The realisation that I really needed to think again about balancing things was brought home to me in the past month. Before I went away I struggled to get all my regular posts done in advance and even took extra time off to try and get them done. But then while I was away I was surprised (if not shocked) by the stats for the two ‘Published This Week’ posts. The stats showed that approximately the usual number of people clicked on the post, but because I’d added a link to the actual title list I was able to see how many people actually clicked through. With the first post, where I’d explained how I go about choosing titles, only 14% clicked through, and the following week where I placed the link nearer the top, 30% followed through. I’d been blithely carrying on with this feature thinking that it served a useful purpose, based on the number of visits, now I’m not so sure. Maybe people weren’t that interested if they couldn’t be bothered clicking through to see what was being published – the whole purpose of the post. If my blog was attracting thousands of visits, maybe 14% would still be lots of people and therefore worth the effort, but it doesn’t and now I’m asking myself whether it merits losing my weekends to get the post together. So, with apologies to those lovely people who do use the list, I’m sorry, but this is one of the features which will be seeing changes.
The way I feel about the blog is also partly linked to something I read earlier this year, regarding book blogs. Before I go any further with this point I want to stress quite clearly I am not taking a pop at the author, I made my comments at the time and the author amended the post. I also fully appreciate that the point being made was aimed at the growing culture of posting images to promote books instead of a review. It was just a poorly chosen, repeated phrase that was used namely “how can you call yourself a book blogger if you don’t review any books?” I know it wasn’t aimed at blogs like mine, but it stung and I’ll admit I got quite upset. Maybe because it hit a nerve as since I stopped reviewing I’ve felt I’m not a ‘real’ book blogger. I think all the new features and extra work has been my way of trying to compensate, and possibly over compensate for something I don’t actually need to compensate for in the first place – if that makes sense. Maybe it was a wake up call for me, a reminder that blogging isn’t a competition and my blog is my blog, for posting what I want and not what I think other people want.

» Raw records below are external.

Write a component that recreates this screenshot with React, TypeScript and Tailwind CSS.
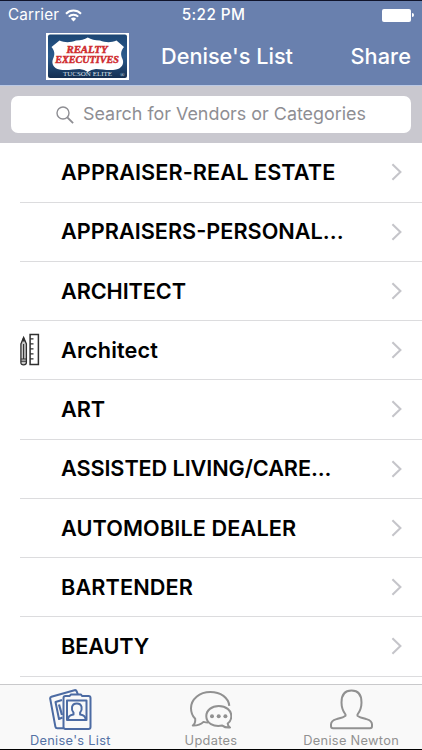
import React from "react";

const Chevron = () => (
  <svg className="h-[18px] w-[12px] shrink-0" viewBox="0 0 12 18" fill="none" stroke="#c5c5ca" strokeWidth="2.1">
    <path d="M1.4 1.2 9.4 9l-8 7.8" />
  </svg>
);

const PencilRuler = () => (
  <svg className="h-[34px] w-[20px]" viewBox="0 0 20 34" fill="none" stroke="#303030">
    <path d="M.9 11 3.6 4.4 6.4 11v18.6q0 2.2-2.8 2.2T.9 29.6Z" fill="#c9c9c9" strokeWidth="1.3" />
    <path d="M3.6 4.4 2.5 8h2.3Z" fill="#303030" />
    <path d="M.9 26h5.5M.9 28.2h5.5M3.6 11v15" strokeWidth="1.1" />
    <path d="M10.1 1.4h8.3v30h-8.3z" strokeWidth="1.5" />
    <path d="M10 5.8h3.5M10 10.8h3.5M10 15.8h3.5M10 20.8h3.5M10 25.8h3.5" strokeWidth="1.3" />
  </svg>
);

const Logo = () => (
  <svg className="h-[47px] w-[83px]" viewBox="0 0 83 47">
    <defs>
      <linearGradient id="navy" x1="0" y1="0" x2="0" y2="1">
        <stop offset="0" stopColor="#1c4674" />
        <stop offset=".5" stopColor="#2a5a8c" />
        <stop offset="1" stopColor="#152f52" />
      </linearGradient>
    </defs>
    <path fill="#fff" d="M0 0h83v47H0z" />
    <rect x="2" y="1.5" width="79" height="43.5" rx="2" fill="url(#navy)" />
    <path
      fill="#fff"
      d="M13.500 7.500C19 10 25 9.500 30 7.500 35 7.300 38.500 6.500 41.800 4.500 45 6.500 49 7.300 54 7.500 59 9.500 65 10 70.500 7.500L78 14C74.500 18 74.500 22 76.500 26 78.500 31 75.500 35.500 70 36.500 63 38 56 36 50 36 46.500 36.300 44 37.500 41.800 39 39.500 37.500 37 36.300 33.500 36 27.500 36 20.500 38 13.500 36.500 8 35.500 5 31 7 26 9 22 9 18 5.500 14Z"
    />
    <g fill="#cf2b2e" stroke="#cf2b2e" strokeWidth=".45" fontFamily="Liberation Serif, serif" fontWeight="700" fontStyle="italic">
      <text x="20.500" y="20.300" fontSize="10" textLength="41" lengthAdjust="spacingAndGlyphs">REALTY</text>
      <text x="9.300" y="30.200" fontSize="10" textLength="63.500" lengthAdjust="spacingAndGlyphs">EXECUTIVES</text>
    </g>
    <g fill="#dce4ed" fontFamily="Liberation Serif, serif">
      <text x="17" y="43.300" fontSize="6.500" textLength="49" lengthAdjust="spacingAndGlyphs">TUCSON ELITE</text>
      <text x="74" y="43.500" fontSize="6">®</text>
    </g>
  </svg>
);

const Wifi = () => (
  <svg className="h-[13px] w-[17px]" viewBox="0 0 17 13" fill="none" stroke="#fff" strokeWidth="2">
    <path d="M1 4.700a10.600 10.600 0 0 1 15 0M3.800 7.600a6.600 6.600 0 0 1 9.400 0" />
    <path d="m8.500 12.500-2.600-2.700a3.700 3.700 0 0 1 5.200 0Z" fill="#fff" stroke="none" />
  </svg>
);

const Cards = () => (
  <svg className="h-[42px] w-[43px]" viewBox="0 0 43 42" fill="none" stroke="#4c6ba3" strokeWidth="2" strokeLinejoin="round">
    <path d="M14 39.300H8.300q-1.600 0-1.900-1.500L1.200 9.800Q.9 8.300 2.400 7.800L25.500 1.200q1.600-.4 2.200 1.100l1.300 3.500" />
    <path d="M13.500 28.500 10 30 6.500 13l6.500-2" />
    <path d="M10 15.500 13 26" strokeWidth="2.200" />
    <path d="M14.500 28.500v9.500q0 2 2 2h23q2 0 2-2V9q0-2-2-2H33l-1-1.500H22L20.500 7h-4q-2 0-2 2Z" fill="#f9f9f9" />
    <path d="M18 11.500h19.500v19.500H18Z" />
    <path d="M19 30.500c0-3.500 2-4.500 5.500-5v-1.800c-2.500-3-2.500-9.200 3.300-9.200s5.800 6.200 3.300 9.200v1.800c3.500.5 5.500 1.500 5.500 5" />
  </svg>
);

const Bubbles = () => (
  <svg className="h-[38px] w-[42px]" viewBox="0 0 42 38" fill="none" stroke="#919191" strokeWidth="2" strokeLinejoin="round">
    <path d="M18 31.500q-2.300 0-4.500-.6c-2.500 2.500-6 3.800-10.700 3.700 1.800-1.500 2.700-4 2.400-6.800C2.500 25 1 21.300 1 17.200 1 8.200 9.500 1 20.300 1c10.500 0 18.200 5.800 19 13.800" />
    <path d="M28.800 15c7.200 0 12.500 4.300 12.500 10.200 0 3-1.400 5.600-3.600 7.400 0 1.800.8 3 2.300 3.900-3.200.3-5.700-.4-7.700-1.900-9 1.800-16-2.700-16-9.400C16.300 19.300 21.600 15 28.800 15Z" />
    <g fill="#919191" stroke="none">
      <circle cx="22" cy="25.300" r="2" />
      <circle cx="28.700" cy="25.300" r="2" />
      <circle cx="35.400" cy="25.300" r="2" />
    </g>
  </svg>
);

const Person = () => (
  <svg className="h-[41px] w-[43px]" viewBox="0 0 43 41" fill="none" stroke="#919191" strokeWidth="2" strokeLinejoin="round">
    <path d="M15.500 25.500C12.800 22 11.500 18 11.500 13.500 11.500 6 15 1.500 21.500 1.500s10 4.500 10 12c0 4.500-1.300 8.500-4 12v1.300c2 1.700 5 2.300 9 3.300 4 1.100 5.500 2.500 5.500 5.500v1.600q0 2-2 2H3q-2 0-2-2v-1.600c0-3 1.500-4.400 5.500-5.500 4-1 7-1.600 9-3.300Z" />
  </svg>
);

const rows = [
  { name: "APPRAISER-REAL ESTATE", track: "tracking-[0.07px]" },
  { name: "APPRAISERS-PERSONAL...", track: "tracking-[0px]" },
  { name: "ARCHITECT", track: "tracking-[-0.1px]" },
  { name: "Architect", track: "tracking-[0.1px]", icon: true },
  { name: "ART", track: "tracking-[-0.1px]" },
  { name: "ASSISTED LIVING/CARE...", track: "tracking-[-0.1px]" },
  { name: "AUTOMOBILE DEALER", track: "tracking-[0.1px]" },
  { name: "BARTENDER", track: "tracking-[0.1px]" },
  { name: "BEAUTY", track: "tracking-[-0.1px]" },
];

export default function App() {
  return (
    <div className="flex h-[750px] w-[422px] flex-col overflow-hidden bg-white font-['Inter',sans-serif]">
      <header className="h-[85px] shrink-0 border-t border-[#10142b] bg-[#6980ae] text-white">
        <div className="grid h-[28px] grid-cols-3 items-center pl-[8px] pr-[8px] text-[15.3px]">
          <div className="flex items-center gap-[6px]">
            <span className="tracking-[0.15px]">Carrier</span>
            <Wifi />
          </div>
          <span className="whitespace-nowrap pl-[5px] text-center font-medium tracking-[0.4px]">5:22 PM</span>
          <div className="flex items-center justify-end gap-px">
            <div className="h-[13px] w-[29px] rounded-[2px] bg-white" />
            <div className="h-[4px] w-[2px] rounded-r-full bg-white" />
          </div>
        </div>
        <div className="flex h-[55px] items-center pl-[46px] pr-[11px] text-[21.7px]">
          <Logo />
          <h1 className="ml-[32px] whitespace-nowrap font-medium">Denise's List</h1>
          <button className="ml-auto font-medium tracking-[0.1px]">Share</button>
        </div>
      </header>

      <div className="h-[58px] shrink-0 border-t border-[#bac8e4] bg-[#c9c8cf] px-[11px] pt-[10px]">
        <div className="flex h-[37px] items-center rounded-[7px] bg-white pl-[45px] text-[#8e8e93]">
          <svg className="h-[18px] w-[18px]" viewBox="0 0 18 18" fill="none" stroke="#8e8e93" strokeWidth="1.400">
            <circle cx="7" cy="7" r="6" />
            <path d="m11.300 11.300 5.800 5.800" strokeWidth="1.900" />
          </svg>
          <span className="ml-[9px] whitespace-nowrap text-[17.9px]">Search for Vendors or Categories</span>
        </div>
      </div>

      <main className="min-h-0 flex-1 overflow-hidden pt-[0.3px]">
        {rows.map((row) => (
          <div key={row.name} className="flex h-[59.25px] pl-[20px]">
            <div className="flex flex-1 items-center border-b border-[#dcdcde] pr-[19px]">
              <div className="w-[41px]">{row.icon && <PencilRuler />}</div>
              <span className={`flex-1 whitespace-nowrap text-[21.7px] font-semibold text-black ${row.track}`}>{row.name}</span>
              <Chevron />
            </div>
          </div>
        ))}
      </main>

      <footer className="grid h-[66px] shrink-0 grid-cols-3 border-b border-t border-b-black border-t-[#c9c9cb] bg-[#f9f9f9] text-[12.8px] leading-[16px] tracking-[0.3px] text-[#919191]">
        <div className="flex flex-col items-center pt-[4px] text-[#5471a5]">
          <Cards />
          <span className="mt-[2px]">Denise's List</span>
        </div>
        <div className="flex flex-col items-center pt-[6px]">
          <Bubbles />
          <span className="mt-[4px]">Updates</span>
        </div>
        <div className="flex flex-col items-center pr-[1px] pt-[4px]">
          <Person />
          <span className="mt-[3px]">Denise Newton</span>
        </div>
      </footer>
    </div>
  );
}
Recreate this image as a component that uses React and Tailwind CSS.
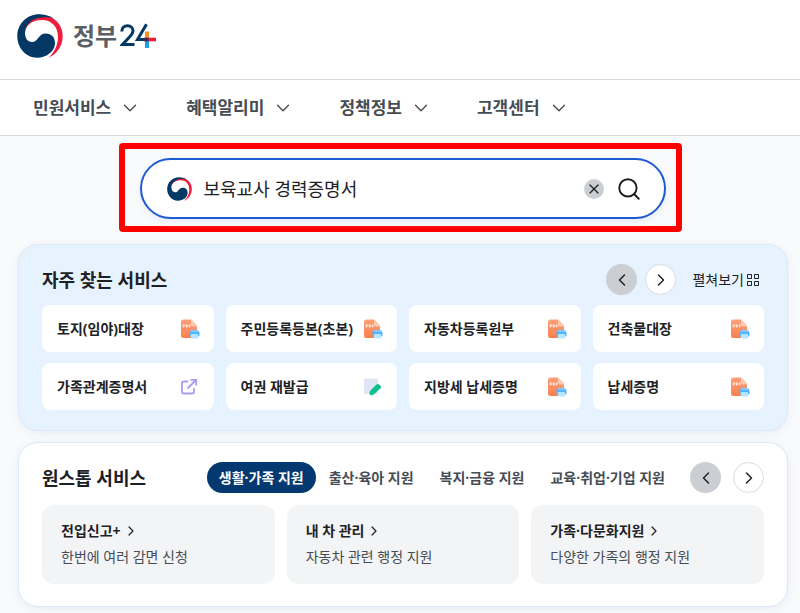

So if you’ve waded through all that waffle, thank you. I guess what it’s all leading up to is a decision to go back to basics. To pull back from features that drain my time, and enthusiasm, so that I have time for the things I have ideas about but no time for, bookish or otherwise. I’d also like more time to actually read, just on the off chance I might fancy attempting the odd review. I want the blog to get back to being an extension of me, I think it has lost its way and its personality to some degree. I also want to use more of my free time at home for family as they need more quality time too. So going forward if I’m a bit quieter than usual, or missing from social media I’m just balancing!